The most fundamental problem I see with the Arminian account of salvation is that the death of Jesus saves no one. The death of Jesus is necessary for anyone’s salvation, but it is not sufficient. Whether or not a person is saved is not determined by the death and resurrection of Jesus. He died for everyone in exactly the same way, with precisely the same intention. But his death is only made effective by the libertarianly free response of a human being. Thankfully, Arminians believe that response to be possible only because of prevenient grace. But that grace itself is not sufficient. Like the death of Christ it is given to everyone, yet there are many who are not saved by it. In Arminian soteriology, we have a perspective in which God is doing his utmost to get everyone saved, but whether or not he succeeds is determined by human individuals.
Like other Calvinists, I have been unable to square this theology with Ephesians 2:8-9. It looks to me as though, when I meet someone who has been saved by the death of Jesus, I should glorify God for making that possible, but I should also congratulate that individual for having done what was lacking in all that God had done, without which none of God’s work would have brought about salvation. Roger has assured me, in prior correspondence, that my perception is invalid because the human contribution is infinitesimal compared to what God has done by his Spirit (prevening grace) and in Christ (atoning death). I am delighted to hear him say so, but the fact that it was the human act of faith that decided that this person would be saved by God, whereas another would not, appears to me to be worthy of recognition. They were wise where unbelievers were foolish. Why would I not congratulate them for that wisdom?

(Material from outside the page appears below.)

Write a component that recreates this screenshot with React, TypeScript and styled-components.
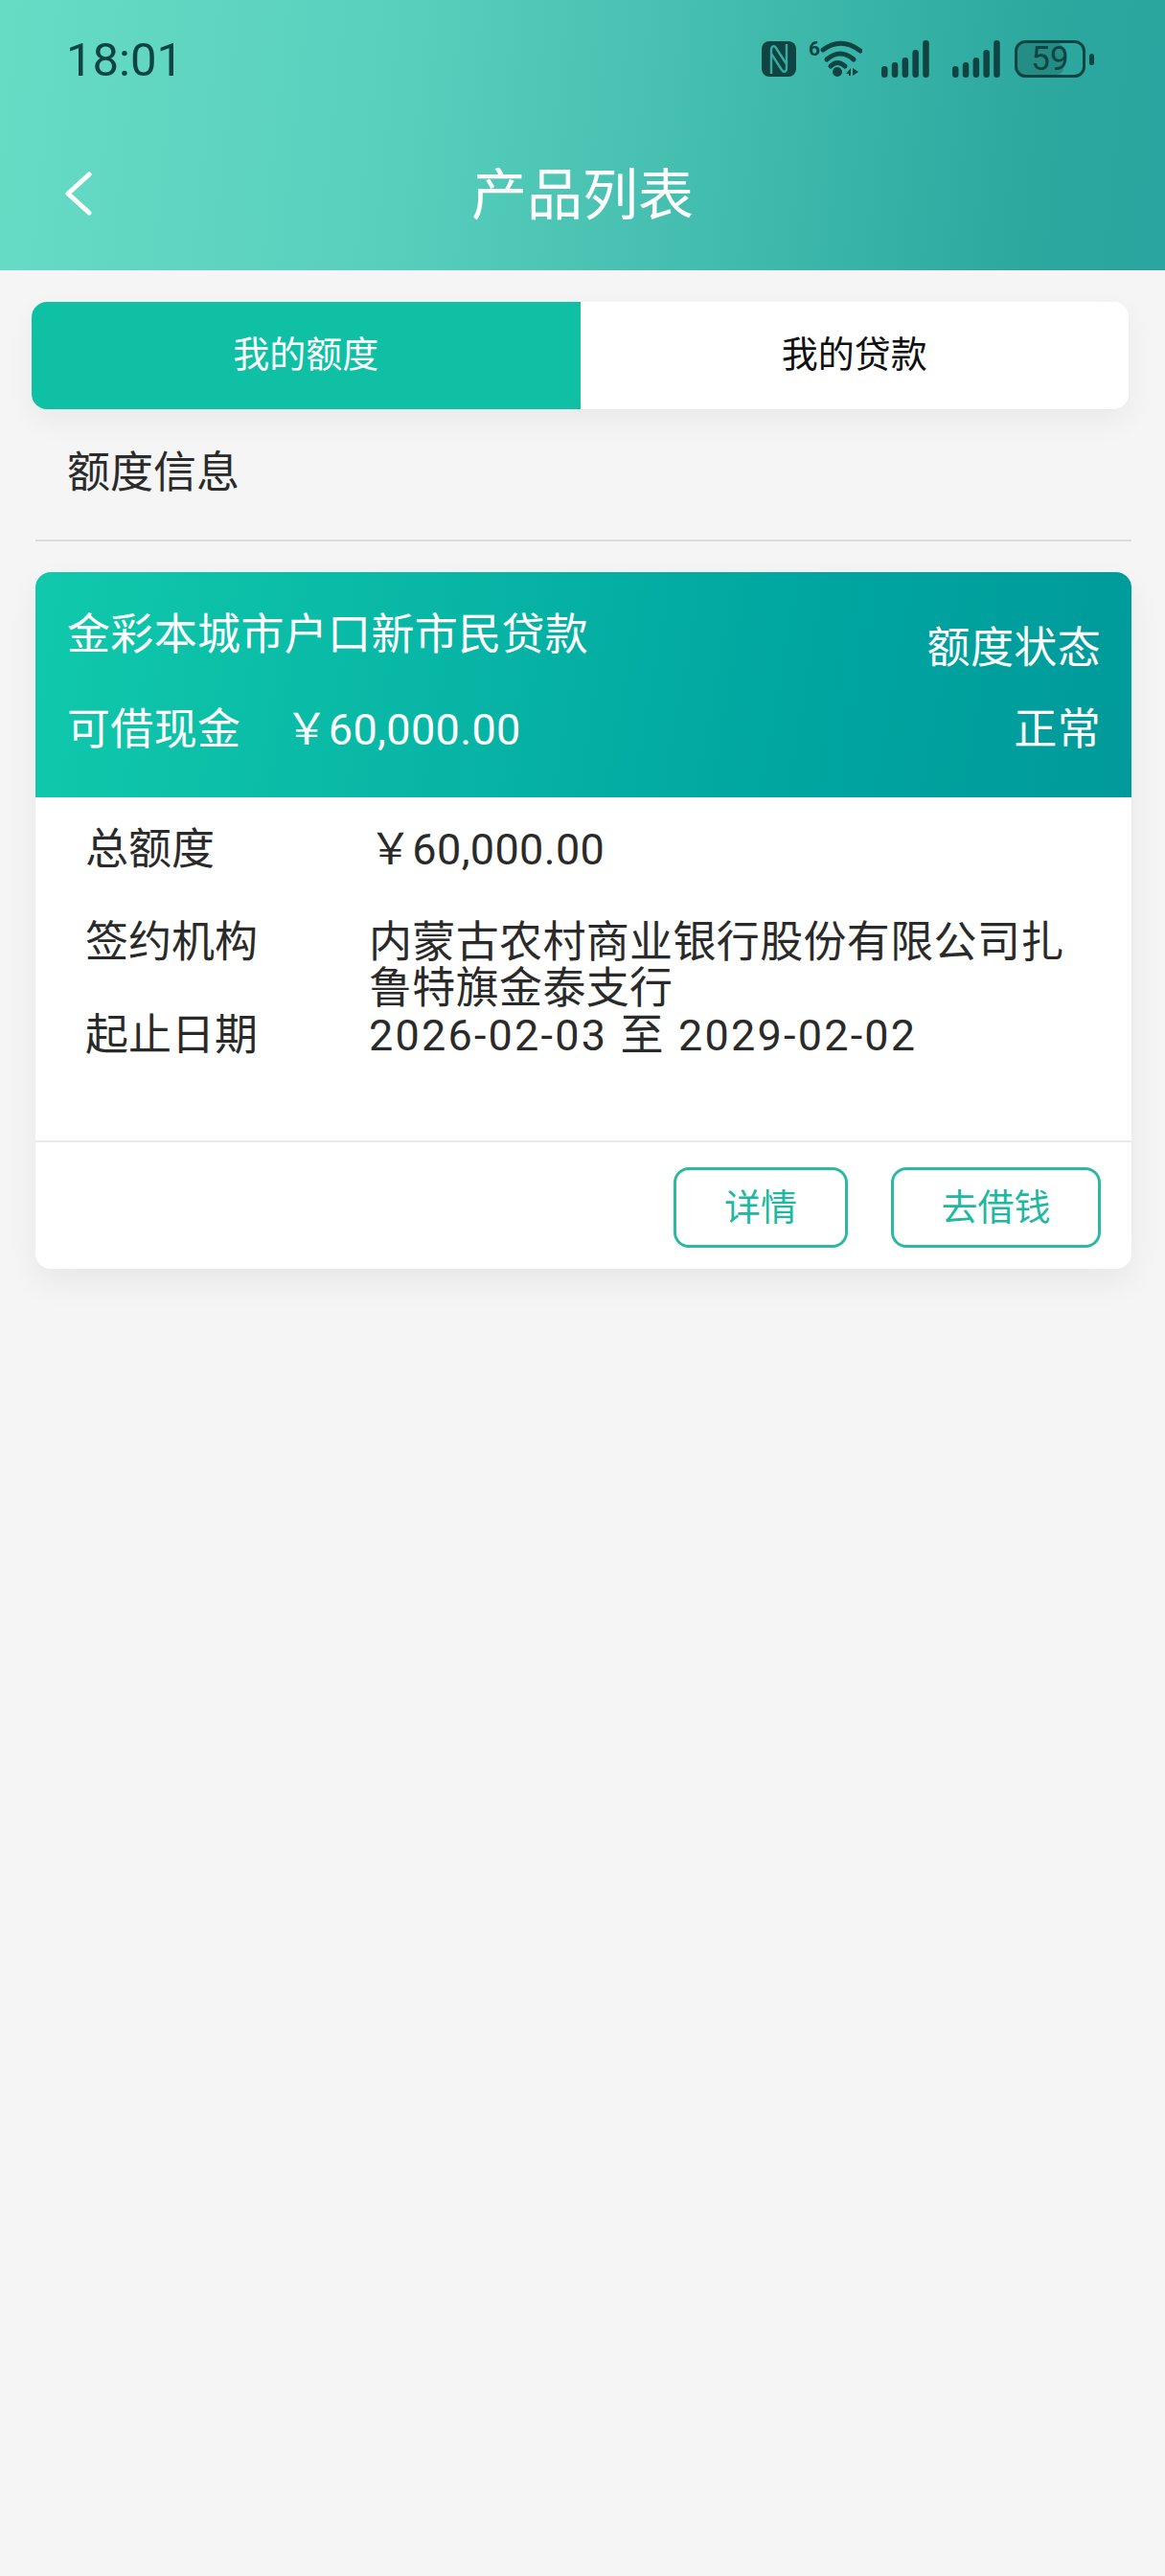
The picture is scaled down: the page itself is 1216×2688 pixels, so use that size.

Precisely because (and so long as) evangelical Arminians do not take credit for having contributed to their salvation, I do not find their soteriology dangerous. But I do find it incoherent. This is where my response to Arminianism differs from Roger’s response to Calvinism. He knows that we do not believe that God is the responsible author of sin, but he finds our theology morally reprehensible, on account of its incoherence.
How does this situation look to you?